Born with respiratory distress; having a difficult time to settle or sleep; spending the first five months of his life in hospital, life with Eric was certainly a challenge. In home support was offered to us however, we believed that our child was our responsibility and that no matter what, “we could do it.”
Some people might call it “denial”, whereas I like to say, it was “hope”. We were told by one of the country’s best physicians that, “he had a rough start” and that things would get better.
Well, things didn’t get better. After 6 months of sleepless nights, constant crying, and two choking scares, continuous worry and non-stop stress, we finally realized that we couldn’t do it alone.
I contacted the local infant and family program and scheduled the first home visit. At first it was weird having someone come into our home, however just having someone else to talk to about our situation, provided some relief. Along with this service, there was an organization that delivered physiotherapy, occupational therapy and a program for communication. A different agency offered respite. The local office for the provincial government provided funding for in-home support and financial assistance for children with severe disabilities. There were numerous appointments each week, including frequent visits to the doctor, hearing tests, special equipment fittings and so much more.
We certainly appreciated all of the support that we could get. There were so many good people in our lives who were trying to support us through a very difficult situation.
While all of the services were helpful, it didn’t take long to recognize inconsistencies in how the support was delivered. Some of the people in our lives were empathetic and caring, while others were emotionless and negative. There were professionals who were very knowledgeable about children with complex disabilities, and others seemed to have very little understanding. There were the people who were willing to advocate for more support and others operated as “gate keepers” of funding and didn’t seem to care about how our circumstances were affecting our family life.
Once Eric was in elementary school, the same inconsistencies applied to principals, teachers, and educational assistants. Some went above and beyond, while others worked to fulfill the minimum requirements of their job.
I realized that there were two sides to every story. I wanted to ensure that my side was understood and I wanted to understand the perspective of professionals. I asked a lot of questions, and I shared a lot of information. No matter how diligent the professional, it seemed like the service “system” was the priority, rather than the children and families.
It didn’t take long for me to become involved as a parent representative in children’s services planning committees. It was an opportunity to represent the voice of families. I believed that this was important for after all, it was the children and families that the “system” was supposed to be working for. I quickly learned that while they may have been hearing the family perspective, it didn’t appear that they were really listening. There was some movement toward more family centeredness, yet significant changes, the kind of changes that families were looking for, weren’t happening.

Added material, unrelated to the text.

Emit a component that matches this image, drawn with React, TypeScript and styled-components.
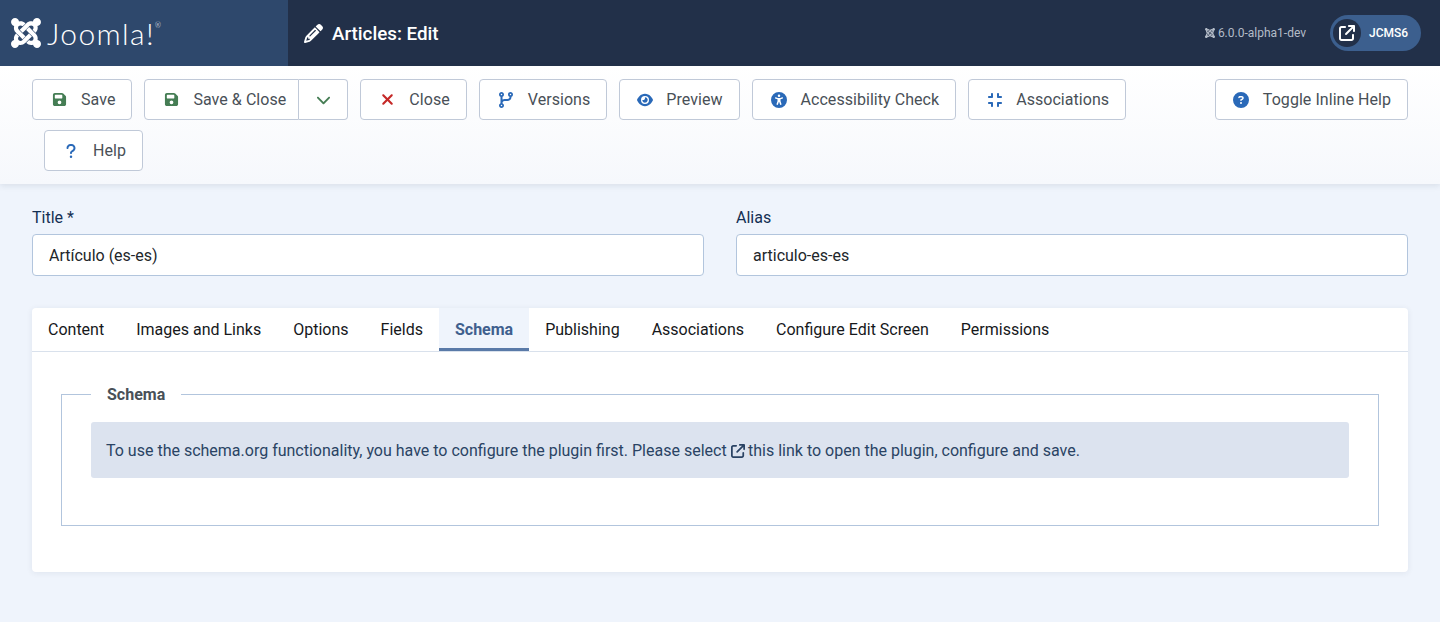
import { ReactNode } from "react";
import styled, { createGlobalStyle } from "styled-components";
import {
  FaArrowUpRightFromSquare,
  FaChevronDown,
  FaCircleQuestion,
  FaCodeBranch,
  FaCompress,
  FaEye,
  FaFloppyDisk,
  FaPencil,
  FaQuestion,
  FaUniversalAccess,
  FaXmark,
} from "react-icons/fa6";
import { SiJoomla } from "react-icons/si";

const tabs = [
  "Content",
  "Images and Links",
  "Options",
  "Fields",
  "Schema",
  "Publishing",
  "Associations",
  "Configure Edit Screen",
  "Permissions",
];

function ToolButton({ icon, color, label, slot = 22 }: { icon: ReactNode; color: string; label: string; slot?: number }) {
  return (
    <Button>
      <IconSlot $color={color} $width={slot}>{icon}</IconSlot>
      <span>{label}</span>
    </Button>
  );
}

export default function App() {
  return (
    <>
      <GlobalStyle />
      <Header>
        <LogoPanel>
          <SiJoomla size={30} color="#fff" />
          <LogoWord>
            Joomla!<LogoMark>®</LogoMark>
          </LogoWord>
        </LogoPanel>
        <PageHeading>
          <FaPencil size={19} color="#fff" />
          <span>Articles: Edit</span>
        </PageHeading>
        <HeaderEnd>
          <Version>
            <SiJoomla size={10} />
            <span>6.0.0-alpha1-dev</span>
          </Version>
          <SitePill>
            <SiteIcon>
              <FaArrowUpRightFromSquare size={16} />
            </SiteIcon>
            <span>JCMS6</span>
          </SitePill>
        </HeaderEnd>
      </Header>

      <Toolbar>
        <ToolButton icon={<FaFloppyDisk size={15} />} color="#457d54" label="Save" />
        <SplitGroup>
          <ToolButton icon={<FaFloppyDisk size={15} />} color="#457d54" label="Save & Close" />
          <CaretButton>
            <FaChevronDown size={15} />
          </CaretButton>
        </SplitGroup>
        <ToolButton icon={<FaXmark size={17} />} color="#c52827" label="Close" />
        <ToolButton icon={<FaCodeBranch size={16} />} color="#2a69b8" label="Versions" />
        <ToolButton icon={<FaEye size={16} />} color="#2a69b8" label="Preview" slot={20} />
        <ToolButton icon={<FaUniversalAccess size={16} />} color="#2a69b8" label="Accessibility Check" />
        <ToolButton icon={<FaCompress size={16} />} color="#2a69b8" label="Associations" slot={21} />
        <HelpToggle>
          <ToolButton icon={<FaCircleQuestion size={16} />} color="#2a69b8" label="Toggle Inline Help" slot={21} />
        </HelpToggle>
        <HelpSlot>
          <ToolButton icon={<FaQuestion size={16} />} color="#2a69b8" label="Help" />
        </HelpSlot>
      </Toolbar>

      <Main>
        <TitleRow>
          <Field>
            <FieldLabel>Title *</FieldLabel>
            <TextInput readOnly value="Artículo (es-es)" />
          </Field>
          <Field>
            <FieldLabel>Alias</FieldLabel>
            <TextInput readOnly value="articulo-es-es" />
          </Field>
        </TitleRow>

        <TabCard>
          <TabBar>
            {tabs.map(tab => (
              <Tab key={tab} $active={tab === "Schema"}>
                {tab}
              </Tab>
            ))}
          </TabBar>
          <SchemaFieldset>
            <SchemaLegend>Schema</SchemaLegend>
            <InfoAlert>
              To use the schema.org functionality, you have to configure the plugin first. Please select{" "}
              <FaArrowUpRightFromSquare size={14} /> this link to open the plugin, configure and save.
            </InfoAlert>
          </SchemaFieldset>
        </TabCard>
      </Main>
    </>
  );
}

const GlobalStyle = createGlobalStyle`
  html, body { margin: 0; padding: 0; }
  body {
    min-height: 622px;
    background: #eff4fc;
    font-family: Roboto, "Liberation Sans", sans-serif;
    font-size: 16px;
    overflow: hidden;
  }
`;

const Header = styled.header`
  display: flex;
  align-items: center;
  height: 66px;
  background: #223049;
`;
const LogoPanel = styled.div`
  display: flex;
  align-items: center;
  gap: 6px;
  width: 288px;
  height: 100%;
  padding-left: 11px;
  box-sizing: border-box;
  background: #2e486c;
`;
const LogoWord = styled.span`
  position: relative;
  color: #fff;
  font-family: Lato, Roboto, sans-serif;
  font-weight: 300;
  font-size: 30px;
  letter-spacing: 1.4px;
`;
const LogoMark = styled.sup`
  position: absolute;
  top: 7px;
  font-size: 7px;
  line-height: 1;
`;
const PageHeading = styled.h1`
  display: flex;
  align-items: center;
  gap: 9px;
  margin: 1px 0 0 16px;
  color: #fff;
  font-size: 18.8px;
  font-weight: 500;
`;
const HeaderEnd = styled.div`
  display: flex;
  align-items: center;
  gap: 24px;
  margin-left: auto;
  margin-right: 19px;
`;
const Version = styled.div`
  display: flex;
  align-items: center;
  gap: 3px;
  color: #b4bcc8;
  font-size: 12px;
`;
const SitePill = styled.div`
  display: flex;
  align-items: center;
  gap: 8px;
  width: 91px;
  height: 36px;
  padding-left: 3px;
  box-sizing: border-box;
  border-radius: 18px;
  background: #3c5f8e;
  color: #fff;
  font-size: 12px;
  font-weight: 500;
`;
const SiteIcon = styled.span`
  display: flex;
  align-items: center;
  justify-content: center;
  width: 28px;
  height: 28px;
  border-radius: 50%;
  background: #223049;
`;

const Toolbar = styled.div`
  display: flex;
  flex-wrap: wrap;
  gap: 10px 12px;
  height: 118px;
  padding: 13px 32px 0;
  box-sizing: border-box;
  background: linear-gradient(#fff, #f6f8fc);
  box-shadow: 0 2px 6px rgba(34, 48, 73, 0.1);
  align-content: flex-start;
`;
const Button = styled.button`
  display: flex;
  align-items: center;
  height: 41px;
  padding: 0 16px 0 15px;
  box-sizing: border-box;
  border: 1px solid #c0c9d8;
  border-radius: 4px;
  background: #fff;
  color: #495057;
  font-family: inherit;
  font-size: 16px;
  letter-spacing: 0.05px;
`;
const IconSlot = styled.span<{ $color: string; $width: number }>`
  display: flex;
  align-items: center;
  justify-content: center;
  width: ${p => p.$width}px;
  margin-right: 11px;
  color: ${p => p.$color};
`;
const SplitGroup = styled.div`
  display: flex;
  & > button:first-child {
    border-top-right-radius: 0;
    border-bottom-right-radius: 0;
    padding-right: 12px;
  }
`;
const CaretButton = styled(Button)`
  width: 49px;
  justify-content: center;
  padding: 0;
  border-left: none;
  border-top-left-radius: 0;
  border-bottom-left-radius: 0;
  color: #457d54;
`;
const HelpToggle = styled.div`
  margin-left: auto;
`;
const HelpSlot = styled.div`
  margin-left: 12px;
`;

const Main = styled.main`
  padding: 24px 32px 0;
`;
const TitleRow = styled.div`
  display: grid;
  grid-template-columns: 1fr 1fr;
  gap: 32px;
`;
const Field = styled.div`
  display: flex;
  flex-direction: column;
`;
const FieldLabel = styled.label`
  height: 26px;
  line-height: 19px;
  color: #132f53;
  font-size: 16px;
`;
const TextInput = styled.input`
  height: 42px;
  padding: 0 16px;
  box-sizing: border-box;
  border: 1px solid #b2c5dd;
  border-radius: 4px;
  background: #fff;
  color: #22262a;
  font-family: inherit;
  font-size: 16px;
  outline: none;
`;
const TabCard = styled.section`
  height: 264px;
  margin-top: 32px;
  border-radius: 4px;
  background: #fff;
  box-shadow: 0 1px 6px rgba(34, 48, 73, 0.08);
  overflow: hidden;
`;
const TabBar = styled.div`
  display: flex;
  height: 44px;
  box-sizing: border-box;
  border-bottom: 1px solid #d9e1ec;
`;
const Tab = styled.div<{ $active?: boolean }>`
  display: flex;
  align-items: center;
  padding: 3px 16px 0;
  height: 43px;
  box-sizing: border-box;
  color: ${p => (p.$active ? "#3f5f8e" : "#16181b")};
  font-size: 16px;
  font-weight: ${p => (p.$active ? 700 : 400)};
  background: ${p => (p.$active ? "#eff4fc" : "transparent")};
  border-bottom: 3px solid ${p => (p.$active ? "#5a7aa8" : "transparent")};
`;
const SchemaFieldset = styled.fieldset`
  margin: 30px 29px 0;
  padding: 16px 29px 47px;
  border: 1px solid #b2c5dd;
`;
const SchemaLegend = styled.legend`
  height: 24px;
  padding: 0 16px;
  line-height: 26px;
  color: #495057;
  font-size: 16px;
  font-weight: 700;
`;
const InfoAlert = styled.div`
  height: 56px;
  padding: 0 15px;
  line-height: 58px;
  border-radius: 3px;
  background: #dce3ef;
  color: #2a4364;
  font-size: 16px;
  svg {
    vertical-align: -2px;
    margin-right: -0.5px;
  }
`;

What did I do? I co-founded an organization that employed parents as leaders, working alongside organizations and professionals. We truly believed that it was the knowledge and experience of families along with the expertise and skill of professionals that would provide the most positive outcomes for children and families.
Asking parents, professionals and people started our work. We wanted them to tell us what would make their life better. As a result, any of the work that we did, was based on what people said was important.
Our goal was to work in partnership with the support community and strengthen a working relationship. The next step was to share our findings with professionals, school boards and support organizations, so that we could find a common ground that would give us a starting point to respond to what people had told us. People wanted greater community inclusion. They wanted support staff that listened and who truly worked for each individual and family; professionals who were empathetic and truly understood the reality of the family experience.
In response, our work evolved into conducting staff training, writing a book and developing toolkits. We were consulted on policy development and new legislation. We lead projects with local school boards and various other agencies and groups.
The main point was that our work placed parents as equal partners in the role of making decisions. Today, this is formally called family engagement.
We had the on-going support of one of our local organizations and there were many other ingredients that contributed to the success of our work.
Here is a recipe for success…
Parents and professionals who believe in partnership
A genuine willingness to work together
Authentic actions that respond to people, rather than to systems
Common objectives and unselfish goals
People in the right places, who will help along the way
Trust and trustworthy leadership
Put all ingredients together, have a champion lead the way, and you will see the results.